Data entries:
_ _ _ _ _ _ _
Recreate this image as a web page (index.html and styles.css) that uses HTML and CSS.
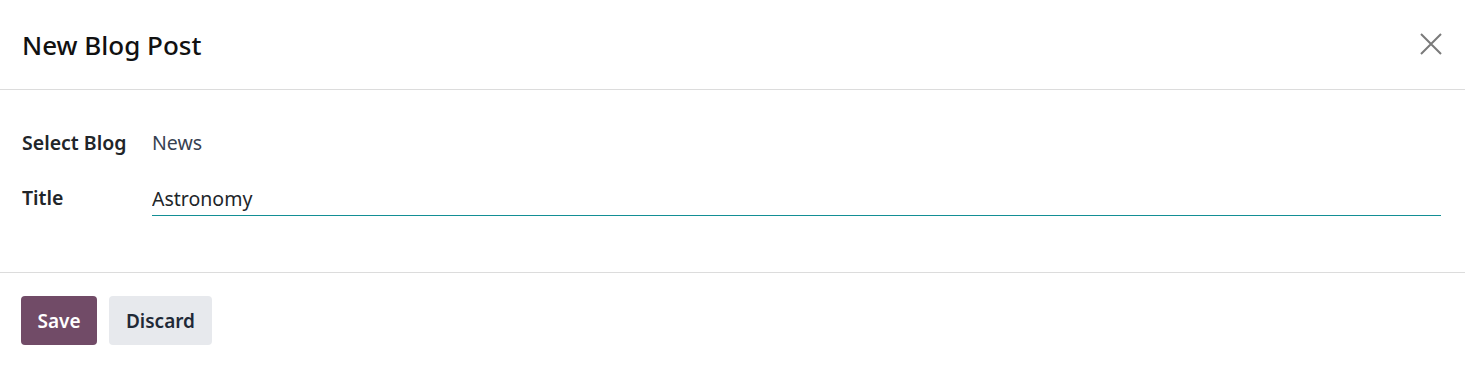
FILE: index.html
```html
<!DOCTYPE html>
<html>
<head>
  <title>New Blog Post</title>
  <link rel="stylesheet" href="styles.css">
</head>
<body>
  <div class="modal">
    <div class="modal-header">
      <h4 class="modal-title">New Blog Post</h4>
      <button type="button" class="btn-close" aria-label="Close">
        <svg width="22" height="22" viewBox="0 0 22 22"><path d="M1 1 L21 21 M21 1 L1 21" stroke="#7a7a7a" stroke-width="2" fill="none"/></svg>
      </button>
    </div>

    <div class="modal-body">
      <div class="form-row">
        <label class="form-label">Select Blog</label>
        <div class="form-value">News</div>
      </div>
      <div class="form-row">
        <label class="form-label" for="title">Title</label>
        <div class="form-field">
          <input type="text" id="title" class="form-input" value="Astronomy">
        </div>
      </div>
    </div>

    <div class="modal-footer">
      <button type="button" class="btn btn-primary">Save</button>
      <button type="button" class="btn btn-secondary">Discard</button>
    </div>
  </div>
</body>
</html>
```

FILE: styles.css
```css
body {
  margin: 0;
  padding: 0;
  background-color: #fff;
  font-family: "Noto Sans", "Open Sans", sans-serif;
  color: #212529;
}

.modal {
  width: 1465px;
  height: 367px;
  background-color: #fff;
}

.modal-header {
  display: flex;
  align-items: center;
  justify-content: space-between;
  height: 90px;
  padding: 0 22px;
  border-bottom: 1px solid #dcdcdc;
  box-sizing: border-box;
}

.modal-title {
  margin: 0;
  font-size: 26px;
  font-weight: 500;
  color: #111;
}

.btn-close {
  border: none;
  background: none;
  padding: 0;
  margin-right: 1px;
  margin-bottom: 2px;
  width: 22px;
  height: 22px;
  cursor: pointer;
}

.modal-body {
  height: 183px;
  padding: 39px 24px 0 22px;
  box-sizing: border-box;
  border-bottom: 1px solid #dcdcdc;
}

.form-row {
  display: flex;
  align-items: flex-start;
  height: 55px;
}

.form-label {
  width: 130px;
  font-size: 19.5px;
  font-weight: 600;
  color: #212529;
  line-height: 28px;
}

.form-value {
  font-size: 19.5px;
  line-height: 28px;
  color: #374151;
}

.form-field {
  flex: 1;
  height: 31px;
  border-bottom: 1px solid #138f95;
}

.form-input {
  display: block;
  width: 100%;
  height: 30px;
  box-sizing: border-box;
  border: none;
  outline: none;
  padding: 0;
  font-family: inherit;
  font-size: 19.5px;
  line-height: 30px;
  color: #212529;
  background: transparent;
}

.modal-footer {
  display: flex;
  gap: 12px;
  padding: 23px 21px;
}

.btn {
  height: 49px;
  border: none;
  border-radius: 4px;
  padding: 0 16px;
  font-family: inherit;
  font-size: 19px;
  font-weight: 600;
  cursor: pointer;
}

.btn-primary {
  background-color: #714b67;
  color: #fff;
  width: 76px;
}

.btn-secondary {
  background-color: #e7e9ed;
  color: #1f2937;
  width: 103px;
}
```
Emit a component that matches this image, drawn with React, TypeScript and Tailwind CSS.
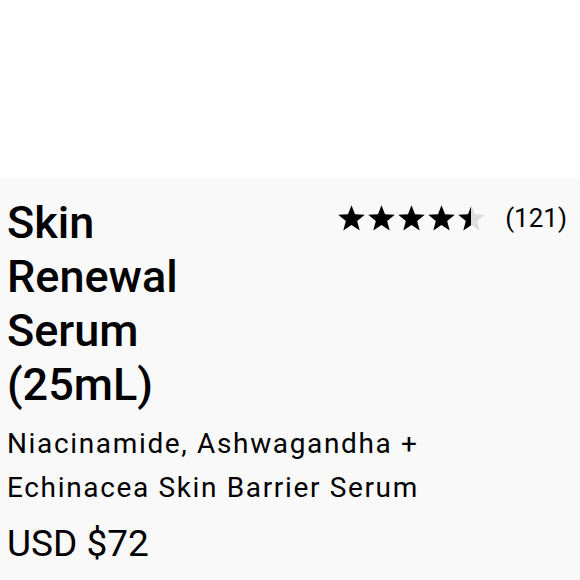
_ _ _ _ _ _ _
#### [OBJECTIVE]
Restate the data above exactly, stripping out each image.

#### [FINISHED TASK]
Recreate this image as a web page (index.html and styles.css) that uses HTML and CSS.
FILE: index.html
```html
<!DOCTYPE html>
<html>
<head>
  <title>New Blog Post</title>
  <link rel="stylesheet" href="styles.css">
</head>
<body>
  <div class="modal">
    <div class="modal-header">
      <h4 class="modal-title">New Blog Post</h4>
      <button type="button" class="btn-close" aria-label="Close">
        <svg width="22" height="22" viewBox="0 0 22 22"><path d="M1 1 L21 21 M21 1 L1 21" stroke="#7a7a7a" stroke-width="2" fill="none"/></svg>
      </button>
    </div>

    <div class="modal-body">
      <div class="form-row">
        <label class="form-label">Select Blog</label>
        <div class="form-value">News</div>
      </div>
      <div class="form-row">
        <label class="form-label" for="title">Title</label>
        <div class="form-field">
          <input type="text" id="title" class="form-input" value="Astronomy">
        </div>
      </div>
    </div>

    <div class="modal-footer">
      <button type="button" class="btn btn-primary">Save</button>
      <button type="button" class="btn btn-secondary">Discard</button>
    </div>
  </div>
</body>
</html>
```

FILE: styles.css
```css
body {
  margin: 0;
  padding: 0;
  background-color: #fff;
  font-family: "Noto Sans", "Open Sans", sans-serif;
  color: #212529;
}

.modal {
  width: 1465px;
  height: 367px;
  background-color: #fff;
}

.modal-header {
  display: flex;
  align-items: center;
  justify-content: space-between;
  height: 90px;
  padding: 0 22px;
  border-bottom: 1px solid #dcdcdc;
  box-sizing: border-box;
}

.modal-title {
  margin: 0;
  font-size: 26px;
  font-weight: 500;
  color: #111;
}

.btn-close {
  border: none;
  background: none;
  padding: 0;
  margin-right: 1px;
  margin-bottom: 2px;
  width: 22px;
  height: 22px;
  cursor: pointer;
}

.modal-body {
  height: 183px;
  padding: 39px 24px 0 22px;
  box-sizing: border-box;
  border-bottom: 1px solid #dcdcdc;
}

.form-row {
  display: flex;
  align-items: flex-start;
  height: 55px;
}

.form-label {
  width: 130px;
  font-size: 19.5px;
  font-weight: 600;
  color: #212529;
  line-height: 28px;
}

.form-value {
  font-size: 19.5px;
  line-height: 28px;
  color: #374151;
}

.form-field {
  flex: 1;
  height: 31px;
  border-bottom: 1px solid #138f95;
}

.form-input {
  display: block;
  width: 100%;
  height: 30px;
  box-sizing: border-box;
  border: none;
  outline: none;
  padding: 0;
  font-family: inherit;
  font-size: 19.5px;
  line-height: 30px;
  color: #212529;
  background: transparent;
}

.modal-footer {
  display: flex;
  gap: 12px;
  padding: 23px 21px;
}

.btn {
  height: 49px;
  border: none;
  border-radius: 4px;
  padding: 0 16px;
  font-family: inherit;
  font-size: 19px;
  font-weight: 600;
  cursor: pointer;
}

.btn-primary {
  background-color: #714b67;
  color: #fff;
  width: 76px;
}

.btn-secondary {
  background-color: #e7e9ed;
  color: #1f2937;
  width: 103px;
}
```
Emit a component that matches this image, drawn with React, TypeScript and Tailwind CSS.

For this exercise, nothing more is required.